Supposed aquatic lifestyle and posture 

The fingers of both the Senckenberg and the AMNH mummy are partially connected to each other by an envelope of skin impressions. Based on the AMNH mummy, Osborn, in 1912, interpreted these impressions as interdigital webbing, indicating an aquatic lifestyle for hadrosaurids; this hypothesis was further strengthened by the discovery of similar skin envelopes in the Senckenberg mummy. The idea of an aquatic lifestyle had already been proposed in 1906 by Barnum Brown, who interpreted the great depth and flat sides of a hadrosaurid tail as evidence for its use in swimming. It was, however, only after the discovery of the two mummies that this idea became the universally accepted doctrine. In his 1911 account on the discovery of the SMF R 4036 mummy, Charles Hazelius Sternberg speculated that trachodons "[…] lived in the water, and only came on the land at the peril of their lives, as they had no means of defense against the king of carnivorous reptiles, Tyranosaurus [sic] […]". Doubts were not raised before 1964, when John H. Ostrom noted that hadrosaurids must have fed on resistant terrestrial plants rather than on soft aquatic ones, and that the skeleton was adapted for a bipedal locomotion on land. The hypothesis was finally refuted by Robert Bakker in 1986, who argued that the skin between the fingers was actually the remnant of a fleshy pad enveloping the hand that had dried out and flattened during mummification. Very similar skin structures derived from foot pads can be found on modern-day mummified camel carcasses. Furthermore, Bakker argued that the fingers were short and could hardly have been spread apart, which distinguishes them fundamentally from the long, spread toes of today's paddling animals such as ducks. Today, the hypothesis of an aquatic lifestyle is widely refuted.
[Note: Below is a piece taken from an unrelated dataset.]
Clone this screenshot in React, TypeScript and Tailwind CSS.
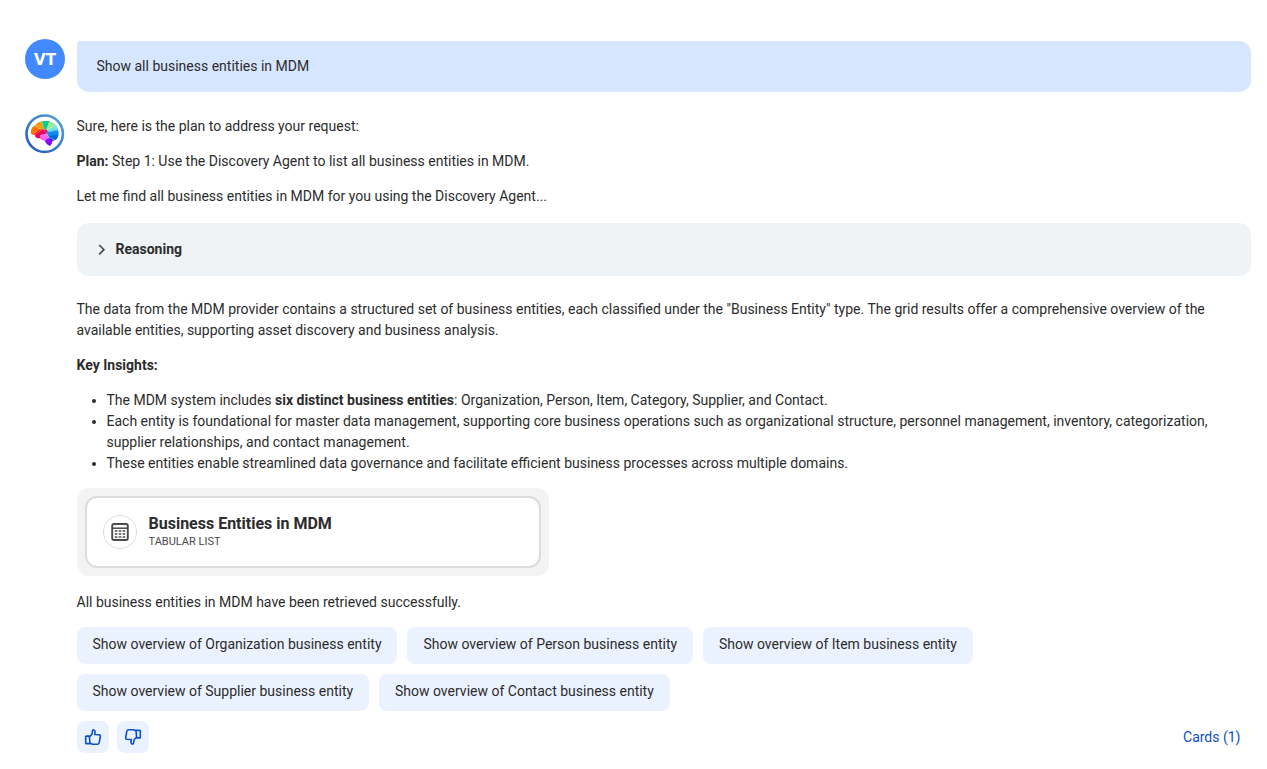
import React from 'react';

const SUGGESTIONS: string[] = ['Organization', 'Person', 'Item', 'Supplier', 'Contact'];

const AssistantLogo: React.FC = () => (
  <svg viewBox="0 0 40 40" className="w-10 h-10 shrink-0">
    <defs>
      <linearGradient id="ring" x1="0" y1="1" x2="1" y2="0">
        <stop offset="0" stopColor="#2458b8" />
        <stop offset="1" stopColor="#4fa3e0" />
      </linearGradient>
      <clipPath id="brain">
        <path d="M6 18.500C6 15 7.500 12.500 10.500 11.500C12 9 15 7.500 18 7.500C21 6.500 25 7 27 9C30 9.500 32 12 32 14C34 16.500 34 20 33 22C32.500 25 30 26.500 27.500 26.500C27 28.500 26.500 31 25 31.700C22.500 31 20.500 29 20 26.500C17.500 26.500 16 25.500 15 24C12 24.500 10 23.500 10 21C7.500 21 6 20 6 18.500Z" />
      </clipPath>
    </defs>
    <circle cx="19.700" cy="19.700" r="18.200" fill="#fff" stroke="url(#ring)" strokeWidth="2.600" />
    <g clipPath="url(#brain)">
      <path d="M4 6H40V34H4Z" fill="#0b8eed" />
      <path d="M4 11L13 11.500L16.500 15.500L11 22H4Z" fill="#ff7600" />
      <path d="M10 12V6H17L19 15L16 16Z" fill="#ff9b00" />
      <path d="M16.500 6H25L22 16H19Z" fill="#00cf8a" />
      <path d="M24.500 6L32 11L23 17L21.500 15.500Z" fill="#91f08c" />
      <path d="M31 10.500L35 15L24 17.500L22.500 16.500Z" fill="#6fe6e2" />
      <path d="M35 20L24 22V28H36Z" fill="#0567d7" />
      <path d="M8 26L10 19.500L16 15L22 15.500V20L15.500 21L14.500 26Z" fill="#fa0055" />
      <path d="M14.500 26L15.500 21L22 19.500L24 23L20 28Z" fill="#ff62ea" />
      <path d="M18 28L22 24.500L29 25.500L27 33H20Z" fill="#8d00ff" />
      <path d="M10 12L16.500 16L19 15.500L17 7M19 15.500H22L25 7M22 15.500L31 11M22.500 18L34 16M16.500 16L10 21M19 15.500L22 20L15.500 21.500M22 20L24 23.500L30 26M24 23.500L20 27" stroke="#fff" strokeWidth="0.300" fill="none" />
    </g>
  </svg>
);

const TableIcon: React.FC = () => (
  <svg viewBox="0 0 18 18" className="w-[18px] h-[18px]" fill="none" stroke="#4a4a4a">
    <rect x="1.200" y="1" width="15.600" height="16" rx="1.800" strokeWidth="1.900" />
    <path d="M1.200 5.200H16.800" strokeWidth="1.500" />
    <path d="M3.800 8H6.400M7.700 8H10.300M11.600 8H14.200M3.800 11H6.400M7.700 11H10.300M11.600 11H14.200M3.800 14H6.400M7.700 14H10.300M11.600 14H14.200" strokeWidth="1.700" />
  </svg>
);

const ThumbIcon: React.FC<{ down?: boolean }> = ({ down }) => (
  <svg
    viewBox="0 0 18 18"
    className={`w-[18px] h-[18px] ${down ? 'rotate-180' : ''}`}
    fill="none"
    stroke="#0b4fd0"
    strokeWidth="1.600"
    strokeLinejoin="round"
  >
    <path d="M2.400 8.100H5.300L6 15.600H2.400C2 15.600 1.700 15.300 1.700 14.900V8.800C1.700 8.400 2 8.100 2.400 8.100Z" />
    <path d="M5.400 9L7.800 6.500L8.600 2.600C8.800 1.600 10.700 1.600 11 3.300C11.200 4.500 10.900 5.500 10.600 6.500L15.100 6.800C16 6.900 16.500 7.500 16.300 8.500L15.200 14.600C15 15.600 14.300 16.200 13.300 16.200H8.500L6 15.200" />
  </svg>
);

export default function App() {
  return (
    <div className="w-[1267px] h-[769px] overflow-hidden bg-white pl-[25px] pr-4 pt-[39px] font-['Roboto',sans-serif] text-sm leading-[21px] text-[#2c2c2c]">
      {/* User message */}
      <div className="flex gap-3">
        <div className="w-10 h-10 shrink-0 rounded-full bg-[#4288ff] flex items-center justify-center pt-0.5 font-['DejaVu_Sans',sans-serif] text-[15px] font-bold text-white">
          VT
        </div>
        <div className="mt-0.5 h-[51px] flex-1 rounded-xl rounded-tl-[3px] bg-[#d7e6ff] px-[19.5px] py-[15px]">
          Show all business entities in MDM
        </div>
      </div>

      {/* Assistant message */}
      <div className="mt-[22px] flex gap-[11.5px]">
        <AssistantLogo />
        <div className="flex-1 min-w-0 pt-0.5">
          <p>Sure, here is the plan to address your request:</p>
          <p className="mt-3.5">
            <strong className="font-bold">Plan:</strong> Step 1: Use the Discovery Agent to list all business entities in MDM.
          </p>
          <p className="mt-3.5">Let me find all business entities in MDM for you using the Discovery Agent...</p>

          <div className="mt-4 h-[53px] rounded-xl bg-[#eff3f6] flex items-center pl-5">
            <svg viewBox="0 0 10 12" className="w-2.5 h-3 mr-[9px]" fill="none" stroke="#4a4a4a" strokeWidth="1.700">
              <path d="M2.200 1L6.900 5.700L2.200 10.400" />
            </svg>
            <span className="font-bold">Reasoning</span>
          </div>

          <p className="mt-[23px]">
            The data from the MDM provider contains a structured set of business entities, each classified under the "Business Entity" type. The grid results offer a comprehensive overview of the available entities, supporting asset discovery and business analysis.
          </p>
          <p className="mt-3.5 font-bold">Key Insights:</p>
          <ul className="mt-3.5 list-disc pl-[30px]">
            <li>
              The MDM system includes <strong className="font-bold">six distinct business entities</strong>: Organization, Person, Item, Category, Supplier, and Contact.
            </li>
            <li>
              Each entity is foundational for master data management, supporting core business operations such as organizational structure, personnel management, inventory, categorization, supplier relationships, and contact management.
            </li>
            <li>
              These entities enable streamlined data governance and facilitate efficient business processes across multiple domains.
            </li>
          </ul>

          <div className="mt-3.5 w-[472px] h-[88px] rounded-xl bg-[#f3f3f3] p-2">
            <div className="h-full rounded-xl border-2 border-[#dcdcdc] bg-white flex items-center pl-4">
              <div className="w-[34px] h-[34px] rounded-full border border-[#dcdcdc] flex items-center justify-center">
                <TableIcon />
              </div>
              <div className="ml-3 pb-0.5">
                <div className="text-base leading-5 font-bold">Business Entities in MDM</div>
                <div className="text-[11px] leading-[15px] text-[#4a4a4a]">TABULAR LIST</div>
              </div>
            </div>
          </div>

          <p className="mt-4">All business entities in MDM have been retrieved successfully.</p>

          <div className="mt-3.5 flex flex-wrap gap-2.5 w-[1000px]">
            {SUGGESTIONS.map((name) => (
              <button key={name} className="h-[37px] rounded-lg bg-[#ebf2ff] pl-4 pr-[15.85px] pb-0.5">
                Show overview of {name} business entity
              </button>
            ))}
          </div>

          <div className="mt-2.5 flex items-center gap-2">
            <button className="w-8 h-8 rounded-lg bg-[#ebf2ff] flex items-center justify-center">
              <ThumbIcon />
            </button>
            <button className="w-8 h-8 rounded-lg bg-[#ebf2ff] flex items-center justify-center">
              <ThumbIcon down />
            </button>
            <button className="ml-auto mr-[10.5px] text-[#0b4fc4]">Cards (1)</button>
          </div>
        </div>
      </div>
    </div>
  );
}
In his 1911 account on the discovery of the mummy, Charles Hazelius Sternberg noted that the sprawling posture of the preserved hind limb is comparable to that of the AMNH mummy, and suggested that this could have reflected the original posture of the living animal — in contradiction with skeletal mounts of the time, which often showed more erect limbs. Sternberg noted: "He walked liked [sic] a lizard, with body close to the ground and tail dragging out behind."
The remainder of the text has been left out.